John Raiche, East Coast director of marketing, United Natural Foods Inc., in Dayville, Conn.
It sounds quite similar to a product we already carry--Terra chips. I don't believe United Foods would increase its overall snack-food business were it to have this product. There's only so much room on our trucks and in our warehouses. There's a little more to succeeding in this industry than coming up with a unique, high-quality, good-tasting product and making it available. How is Ritz going to build a customer base? Does it have a sales force? Has it hired a broker network? What sort of marketing tools will it make available? To what extent would it fund marketing programs provided by United Natural Foods?
We've been down this road before. Taro was a comet about seven years ago. We were selling triple-digit cases per week of a product called Ray's Taro Chips. That company is out of business now, I think. The snack-food category is so fickle. I could see how you could get a store owner excited about this product. It happened with taro chips. They come in, they're hot, they have shelf placement. And then customers tire of them and move on. All of a sudden your sales are half what they used to be, then a quarter. Then they're gone.

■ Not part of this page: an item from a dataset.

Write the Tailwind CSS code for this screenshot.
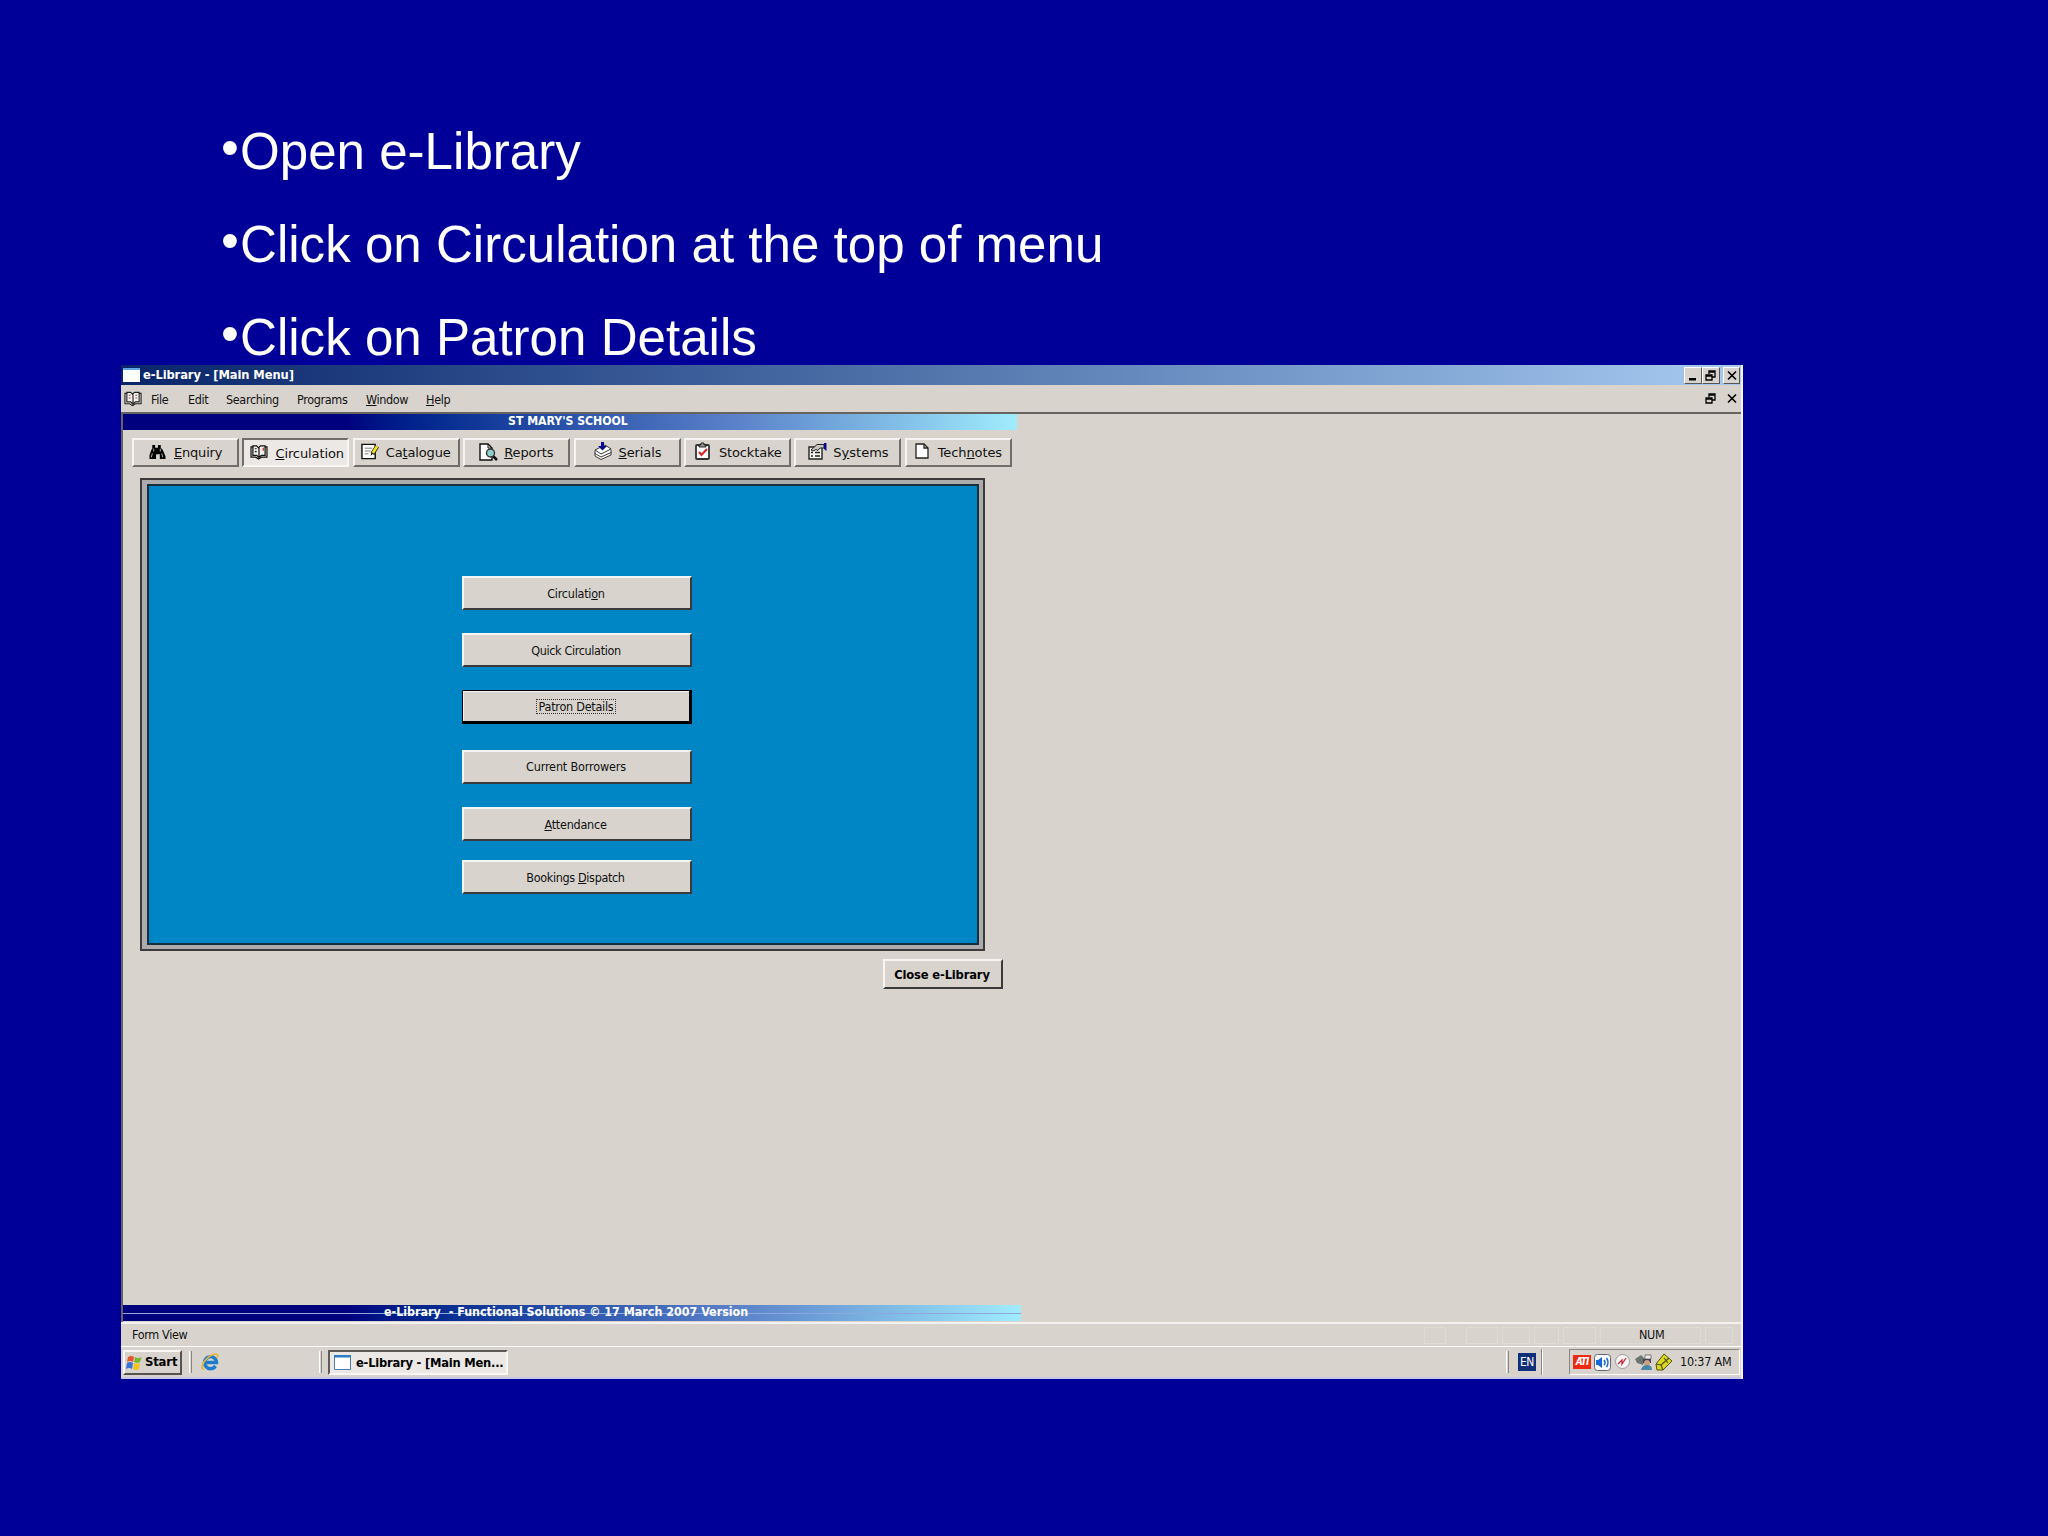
<!DOCTYPE html>
<html lang="en">
<head>
    <meta charset="UTF-8" />
    <meta name="viewport" content="width=device-width, initial-scale=1.0" />
    <title>e-Library - Patron Details</title>
    <script src="https://cdn.jsdelivr.net/npm/@tailwindcss/browser@4"></script>
</head>
<body class="bg-[#000099] w-[2048px] h-[1536px] overflow-hidden">
    <!-- Instructions -->
    <ul class="pt-[105px] pl-[222px] h-[365px] text-white text-[51.1px] leading-[93.1px] whitespace-nowrap font-['Liberation_Sans',sans-serif]">
        <li class="flex"><span class="w-[18px] -mt-[4px] -ml-px mr-px">•</span>Open e-Library</li>
        <li class="flex"><span class="w-[18px] -mt-[4px] -ml-px mr-px">•</span>Click on Circulation at the top of menu</li>
        <li class="flex"><span class="w-[18px] -mt-[4px] -ml-px mr-px">•</span>Click on Patron Details</li>
    </ul>

    <!-- Application window -->
    <div class="relative ml-[121px] w-[1622px] h-[1014px] flex flex-col bg-[#d8d4cd] border-r-2 border-r-[#f4f2f0] text-[#111] text-[12.5px] whitespace-nowrap font-['DejaVu_Sans_Condensed','DejaVu_Sans',sans-serif]">
        <!-- Title bar -->
        <header class="h-[20px] flex items-center justify-between bg-linear-to-r from-[#0a246a] to-[#a6caf0] pr-[1px] pl-[2px]">
            <div class="flex items-center">
                <svg class="w-[17px] h-[14px]" viewBox="0 0 17 14"><path fill="#fff" d="M0 0h17v14H0z"/><path fill="#5fa5e8" d="M0 0h17v2H0z"/></svg>
                <h1 class="ml-[3px] text-white font-bold text-[12.8px] leading-[18px] tracking-[-0.1px]">e-Library - [Main Menu]</h1>
            </div>
            <div class="flex">
                <div class="w-[18px] h-[17px] bg-[#d8d4cd] border border-t-white border-l-white border-r-[#555] border-b-[#555]">
                    <svg class="w-[16px] h-[15px]" viewBox="0 0 16 15"><path fill="#000" d="M4 10h7v2.500H4z"/></svg>
                </div>
                <div class="w-[18px] h-[17px] bg-[#d8d4cd] border border-t-white border-l-white border-r-[#555] border-b-[#555]">
                    <svg class="w-[16px] h-[15px]" viewBox="0 0 16 15" fill="none" stroke="#000" stroke-width="1.300"><path d="M6 6V3h6v6h-3M6 4h6M3 7h6v5H3zM3 8h6"/></svg>
                </div>
                <div class="ml-[3px] w-[17px] h-[17px] bg-[#d8d4cd] border border-t-white border-l-white border-r-[#555] border-b-[#555]">
                    <svg class="w-[15px] h-[15px]" viewBox="0 0 15 15" fill="none" stroke="#000" stroke-width="1.600"><path d="M4 3.500l8 8M12 3.500l-8 8"/></svg>
                </div>
            </div>
        </header>

        <!-- Menu bar -->
        <nav class="h-[27px] flex items-center pl-[3px] pr-[2px] tracking-[-0.35px]">
            <svg class="w-[18px] h-[16px]" viewBox="0 0 19 16" fill="#f4f2ee" stroke="#222" stroke-width="1.200"><path d="M1 2h2v-1h4l2 2 2-2h5v1h2v11h-6l-3 2-3-2H1z"/><path d="M9.500 3v12M3 2v9h4l2 2M16 2v9h-4l-2 2"/><path stroke="#a44" d="M5 4h2M5 7h2M12 4h2M12 7h2"/></svg>
            <span class="ml-[9px] mt-[3px] w-[37px]">File</span>
            <span class="mt-[3px] w-[38px]">Edit</span>
            <span class="mt-[3px] w-[71px]">Searching</span>
            <span class="mt-[3px] w-[69px]">Programs</span>
            <span class="mt-[3px] w-[60px]"><u>W</u>indow</span>
            <span class="mt-[3px]"><u>H</u>elp</span>
            <svg class="ml-auto w-[16px] h-[15px]" viewBox="0 0 16 15" fill="none" stroke="#000" stroke-width="1.300"><path d="M6 6V3h6v6h-3M6 4h6M3 7h6v5H3zM3 8h6"/></svg>
            <svg class="ml-[5px] w-[15px] h-[15px]" viewBox="0 0 15 15" fill="none" stroke="#000" stroke-width="1.600"><path d="M4 3.500l8 8M12 3.500l-8 8"/></svg>
        </nav>

        <!-- Form area -->
        <main class="h-[910px] border-t-2 border-l-2 border-[#66645f]">
            <h2 class="w-[894px] h-[16px] pl-[385px] bg-linear-to-r from-[#00007f] from-25% via-[#5a80c8] via-68% to-[#a0ecfc] text-white font-bold text-[12.2px] leading-[14px] tracking-[-0.02px]">ST MARY'S SCHOOL</h2>

            <!-- Tabs -->
            <div class="mt-[8px] ml-[9px] flex gap-[3.4px] text-[13px] leading-[27px] font-['DejaVu_Sans',sans-serif]">
                <div class="w-[107px] h-[29px] flex items-center border-2 border-t-[#f6f4f2] border-l-[#f6f4f2] border-r-[#6f6c69] border-b-[#6f6c69]">
                    <svg class="ml-[14px] -mt-[2px] w-[18px] h-[16px]" viewBox="0 0 18 17"><path d="M4 1h3v3h3V1h3v3l2 2 3 7v3h-6v-5H8v5H1v-4l2-6 1-1z"/><path stroke="#bbb" d="M5.500 5v3M12.500 5v3M4 10l-1 4M14 10l1 4"/></svg>
                    <span class="ml-[8px] tracking-[-0.2px]"><u>E</u>nquiry</span>
                </div>
                <div class="w-[107px] h-[29px] flex items-center bg-[#ebe8e5] border-2 border-t-[#6f6c69] border-l-[#6f6c69] border-r-[#f8f7f6] border-b-[#f8f7f6]">
                    <svg class="ml-[6px] w-[18px] h-[15px]" viewBox="0 0 19 16" fill="#f4f2ee" stroke="#111" stroke-width="1.300"><path d="M1 2h2v-1h4l2 2 2-2h5v1h2v11h-6l-3 2-3-2H1z"/><path d="M9.500 3v12M3 2v9h4l2 2M16 2v9h-4l-2 2M5 4h2M5 7h2"/><path stroke="#c22" d="M14 3v3"/></svg>
                    <span class="ml-[7px] mt-[2px] tracking-[-0.1px]"><u>C</u>irculation</span>
                </div>
                <div class="w-[107px] h-[29px] flex items-center border-2 border-t-[#f6f4f2] border-l-[#f6f4f2] border-r-[#6f6c69] border-b-[#6f6c69]">
                    <svg class="ml-[6px] -mt-[3px] w-[18px] h-[17px]" viewBox="0 0 19 17"><path fill="#fff" stroke="#111" stroke-width="1.500" d="M1 1h14v15H1z"/><path stroke="#777" d="M4 5h8M4 8h6M4 11h4"/><path stroke="#222" stroke-width="4.500" d="M17 3l-5 8"/><path stroke="#f2e21c" stroke-width="3" d="M17 3l-4.500 7"/><path d="M10 13l1-3 2 1z"/></svg>
                    <span class="ml-[7px] tracking-[-0.15px]">Ca<u>t</u>alogue</span>
                </div>
                <div class="w-[107px] h-[29px] flex items-center border-2 border-t-[#f6f4f2] border-l-[#f6f4f2] border-r-[#6f6c69] border-b-[#6f6c69]">
                    <svg class="ml-[14px] -mt-[2px] w-[19px] h-[18px]" viewBox="0 0 19 18"><path fill="#fff" stroke="#111" stroke-width="1.400" d="M1 1h8l4 4v12H1z"/><path fill="none" stroke="#111" d="M9 1v4h4"/><path stroke="#111" stroke-width="2.500" d="M14 13l4 4"/><circle cx="11.500" cy="10" r="4" fill="#8fd0cc" stroke="#333" stroke-width="1.400"/></svg>
                    <span class="ml-[6px] tracking-[-0.1px]"><u>R</u>eports</span>
                </div>
                <div class="w-[107px] h-[29px] flex items-center border-2 border-t-[#f6f4f2] border-l-[#f6f4f2] border-r-[#6f6c69] border-b-[#6f6c69]">
                    <svg class="ml-[18px] -mt-[3px] w-[18px] h-[18px]" viewBox="0 0 18 18"><path fill="#fff" stroke="#222" stroke-width=".9" d="M1 11v3l6 3.500L17 13v-3"/><path fill="#fff" stroke="#222" stroke-width=".9" d="M1 8.500v3L7 15l10-4.500v-3"/><path fill="#fff" stroke="#222" stroke-width=".9" d="M1 8l6 4 10-5-6-4z"/><path fill="#0a0a90" d="M7 0h3v4h3L8.500 8.500 4 4h3z"/></svg>
                    <span class="ml-[7px] tracking-[-0.1px]"><u>S</u>erials</span>
                </div>
                <div class="w-[107px] h-[29px] flex items-center border-2 border-t-[#f6f4f2] border-l-[#f6f4f2] border-r-[#6f6c69] border-b-[#6f6c69]">
                    <svg class="ml-[9px] -mt-[3px] w-[16px] h-[18px]" viewBox="0 0 16 18"><rect x="1" y="3" width="13" height="14" rx="1" fill="#fff" stroke="#333" stroke-width="1.800"/><path fill="#999" stroke="#222" d="M4 5V3h2V1h3v2h2v2z"/><path fill="none" stroke="#e02020" stroke-width="2" d="M4 10l2.500 3L12 7"/></svg>
                    <span class="ml-[8px] tracking-[-0.15px]">Stocktake</span>
                </div>
                <div class="w-[107px] h-[29px] flex items-center border-2 border-t-[#f6f4f2] border-l-[#f6f4f2] border-r-[#6f6c69] border-b-[#6f6c69]">
                    <svg class="ml-[12px] -mt-[3px] w-[19px] h-[17px]" viewBox="0 0 19 17"><path fill="#f4f4f0" stroke="#222" stroke-width="1.400" d="M1 4h13v12H1z"/><path stroke="#222" stroke-width="1.300" d="M3 9.500h2M7 9.500h5M3 13h2M7 13h5"/><path fill="#c8c6c0" stroke="#222" d="M3 7l6-5.500h7V5h-4l-2 2.500-2-1L5 8z"/><path fill="#0a0a90" d="M16 0h2.500v8L16 6z"/></svg>
                    <span class="ml-[6px]">S<u>y</u>stems</span>
                </div>
                <div class="w-[107px] h-[29px] flex items-center border-2 border-t-[#f6f4f2] border-l-[#f6f4f2] border-r-[#6f6c69] border-b-[#6f6c69]">
                    <svg class="ml-[8px] -mt-[3px] w-[14px] h-[16px]" viewBox="0 0 14 16"><path fill="#fff" stroke="#222" stroke-width="1.300" d="M1 1h8l4 4v10H1z"/><path fill="none" stroke="#222" stroke-width="1.300" d="M9 1v4h4"/></svg>
                    <span class="ml-[9px] tracking-[-0.1px]">Tech<u>n</u>otes</span>
                </div>
            </div>

            <!-- Circulation panel -->
            <div class="mt-[11px] ml-[17px] w-[845px] h-[473px] border-2 border-[#3c3a3a] bg-[#aeabac] pl-[5px] pr-[4px] pt-[4px] pb-[4px]">
                <div class="h-full border-2 border-[#15303c] bg-[#0086c4] flex flex-col pl-[313px] pt-[90px] text-center leading-[30px] tracking-[-0.25px]">
                    <button class="w-[230px] h-[34px] shrink-0 bg-[#d8d4cd] border-2 border-t-[#f4f6f6] border-l-[#f4f6f6] border-r-[#3a3a3a] border-b-[#3a3a3a] pt-px pr-[2px]">Circulati<u>o</u>n</button>
                    <button class="mt-[23px] w-[230px] h-[34px] shrink-0 bg-[#d8d4cd] border-2 border-t-[#f4f6f6] border-l-[#f4f6f6] border-r-[#3a3a3a] border-b-[#3a3a3a] pt-px pr-[2px] tracking-[-0.35px]">Quick Circulation</button>
                    <button class="mt-[23px] w-[230px] h-[34px] shrink-0 bg-[#d8d4cd] border border-r-[3px] border-b-[3px] border-black shadow-[inset_1px_1px_0_#f4f6f6] pt-px"><span class="inline-block leading-[13px] px-[2px] border border-dotted border-[#333]">Patron Details</span></button>
                    <button class="mt-[26px] w-[230px] h-[34px] shrink-0 bg-[#d8d4cd] border-2 border-t-[#f4f6f6] border-l-[#f4f6f6] border-r-[#3a3a3a] border-b-[#3a3a3a] pr-[2px] tracking-[-0.15px]">Current Borrowers</button>
                    <button class="mt-[23px] w-[230px] h-[34px] shrink-0 bg-[#d8d4cd] border-2 border-t-[#f4f6f6] border-l-[#f4f6f6] border-r-[#3a3a3a] border-b-[#3a3a3a] pt-px pr-[3px]"><u>A</u>ttendance</button>
                    <button class="mt-[19px] w-[230px] h-[34px] shrink-0 bg-[#d8d4cd] border-2 border-t-[#f4f6f6] border-l-[#f4f6f6] border-r-[#3a3a3a] border-b-[#3a3a3a] pt-px pr-[3px] tracking-[-0.35px]">Bookings <u>D</u>ispatch</button>
                </div>
            </div>
            <button class="block mt-[8px] ml-[760px] w-[120px] h-[30px] border-2 border-t-[#f8f6f4] border-l-[#f8f6f4] border-r-[#3a3a3a] border-b-[#3a3a3a] font-bold text-[12.8px] leading-[26px] tracking-[-0.15px] pt-px pr-[2px] text-black">Close e-Library</button>

            <div class="relative mt-[316px] w-[898px] h-[16px] pl-[261px] bg-linear-to-r from-[#00007f] from-25% via-[#5a80c8] via-68% to-[#a0ecfc] text-white font-bold text-[12.4px] leading-[14px]">
                <div class="absolute left-0 top-[8px] w-full h-px bg-[#8fa8dc]"></div>
                <p class="relative whitespace-pre">e-Library  - Functional Solutions © 17 March 2007 Version</p>
            </div>
        </main>

        <!-- Status bar -->
        <div class="h-[24px] flex items-center border-t-2 border-[#f4f2f0] pl-[11px] pr-[8px] tracking-[-0.35px]">
            <span>Form View</span>
            <div class="ml-auto flex items-center gap-[4px]">
                <div class="w-[22px] h-[17px] border border-[#dfdbd5] mr-[16px]"></div>
                <div class="w-[32px] h-[17px] border border-[#dfdbd5]"></div>
                <div class="w-[28px] h-[17px] border border-[#dfdbd5]"></div>
                <div class="w-[25px] h-[17px] border border-[#dfdbd5]"></div>
                <div class="w-[33px] h-[17px] border border-[#dfdbd5]"></div>
                <div class="w-[101px] h-[17px] border border-[#dfdbd5] pl-[38px] leading-[14px]">NUM</div>
                <div class="w-[28px] h-[17px] border border-[#dfdbd5]"></div>
            </div>
        </div>

        <!-- Taskbar -->
        <footer class="h-[33px] flex items-center border-t border-t-white border-b-2 border-b-[#c8c6e8] pl-[2px] pr-[1px]">
            <button class="w-[59px] h-[25px] flex items-center border-2 border-t-[#f8f6f4] border-l-[#f8f6f4] border-r-[#55524f] border-b-[#55524f]">
                <svg class="w-[18px] h-[17px]" viewBox="0 0 18 17"><path fill="#e4572a" d="M3 3q3-2 6 0L8 8Q5 6 2 8z"/><path fill="#7db832" d="M10 3q3 2 7 0l-2 5q-3 2-6 0z"/><path fill="#3a72d4" d="M2 9q3-2 6 0l-1 6q-3-2-6 0z"/><path fill="#f3c21b" d="M9 9q3 2 6 0l-1 6q-3 2-6 0z"/></svg>
                <span class="ml-[2px] font-bold text-[13px] leading-[20px] tracking-[-0.2px] text-black">Start</span>
            </button>
            <div class="ml-[7px] w-[3px] h-[22px] border-l border-l-white border-r border-r-[#8a8784]"></div>
            <svg class="ml-[9px] w-[18px] h-[18px]" viewBox="0 0 18 18" fill="none"><path stroke="#1e7ccc" stroke-width="3.400" d="M14.500 13a6 6 0 1 1 1-3.500H5"/><path stroke="#e8b430" stroke-width="1.600" d="M3 16Q-1 16 3 9 9 1 15 1q3 1 1 4"/></svg>
            <div class="ml-[100px] w-[3px] h-[22px] border-l border-l-white border-r border-r-[#8a8784]"></div>
            <div class="ml-[6px] w-[180px] h-[25px] flex items-center bg-[#ebe8e5] border-2 border-t-[#5c5a57] border-l-[#5c5a57] border-r-[#f8f7f6] border-b-[#f8f7f6]">
                <svg class="ml-[4px] w-[17px] h-[15px]" viewBox="0 0 17 15"><path fill="#fff" stroke="#4a7fbb" d="M.5.5h16v14H.5z"/><path fill="#2f7cc4" d="M0 0h17v2.500H0z"/></svg>
                <span class="ml-[5px] mt-[1px] font-bold text-[12.800px] leading-[20px] tracking-[-0.22px] text-black">e-Library - [Main Men...</span>
            </div>

            <div class="ml-auto w-[3px] h-[22px] border-l border-l-white border-r border-r-[#8a8784]"></div>
            <div class="ml-[9px] w-[18px] h-[18px] bg-[#0f2f78] text-white text-center leading-[18px] text-[12px] tracking-[-0.5px]">EN</div>
            <div class="ml-[5px] w-[2px] h-[26px] border-l border-l-[#8a8784] border-r border-r-white"></div>
            <div class="ml-[26px] w-[171px] h-[26px] flex items-center border border-t-[#8a8784] border-l-[#8a8784] border-r-white border-b-white pl-[3px]">
                <div class="w-[18px] h-[14px] bg-[#ee2a12] text-white text-center font-bold italic text-[10px] leading-[14px] tracking-[-1px]">ATI</div>
                <svg class="ml-[3px] w-[17px] h-[17px]" viewBox="0 0 17 17"><rect x=".5" y=".5" width="16" height="16" rx="3" fill="#f8faff" stroke="#667"/><path fill="#1668d4" d="M2 6h2l4-3v11l-4-3H2z"/><path fill="none" stroke="#1668d4" stroke-width="1.500" d="M10 6q2 2.500 0 5M12.500 4q3 4.500 0 9"/></svg>
                <svg class="ml-[4px] w-[15px] h-[15px] -mt-[2px]" viewBox="0 0 15 15"><circle cx="7.500" cy="7.500" r="7" fill="#f8f4f4" stroke="#999"/><path fill="none" stroke="#c8283c" stroke-width="1.300" d="M3 10l4-4v4l4-6"/></svg>
                <svg class="ml-[5px] w-[18px] h-[18px]" viewBox="0 0 18 18"><path fill="#6d7570" d="M0 6l6-4 4 4-2 6-6-2z"/><path fill="#eee" stroke="#777" d="M10 2h6v4h-6z"/><path fill="#445" d="M8 6h8v4H8z"/><circle cx="12" cy="10" r="3" fill="#c9a184"/><path fill="#4c86a8" d="M6 17q1-5 6-5t5 5z"/></svg>
                <svg class="ml-[2px] w-[18px] h-[18px]" viewBox="0 0 18 18"><path fill="#dcd81c" stroke="#55520a" d="M9 1l8 7-9 9H2l-1-6z"/><path fill="none" stroke="#55520a" stroke-width="1.200" d="M1 11l5 1 2 5M6 12l8-7M9 5l4 5"/></svg>
                <span class="ml-[7px] mt-[1px] tracking-[-0.25px]">10:37 AM</span>
            </div>
        </footer>
    </div>
</body>
</html>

James Shufelt, president of the Snack Food Association, an international trade association based in Alexandria, Va.
There's nothing homogeneous or uniform about the United States in terms of eating habits. Much of what we eat is based on ethnicity. There are clearly regions of the United States where one type of food product is more popular than another. It's important to know where the potential is for a given product.
That should be Ritthaler's first marketing move: he needs to define that segment of the population that is familiar with yuca. Once he locates those ethnic groups, he needs to find the outlets that are interested in what are essentially low-volume, attractively packaged products. Those outlets would give his products the best chance of survival on the racks.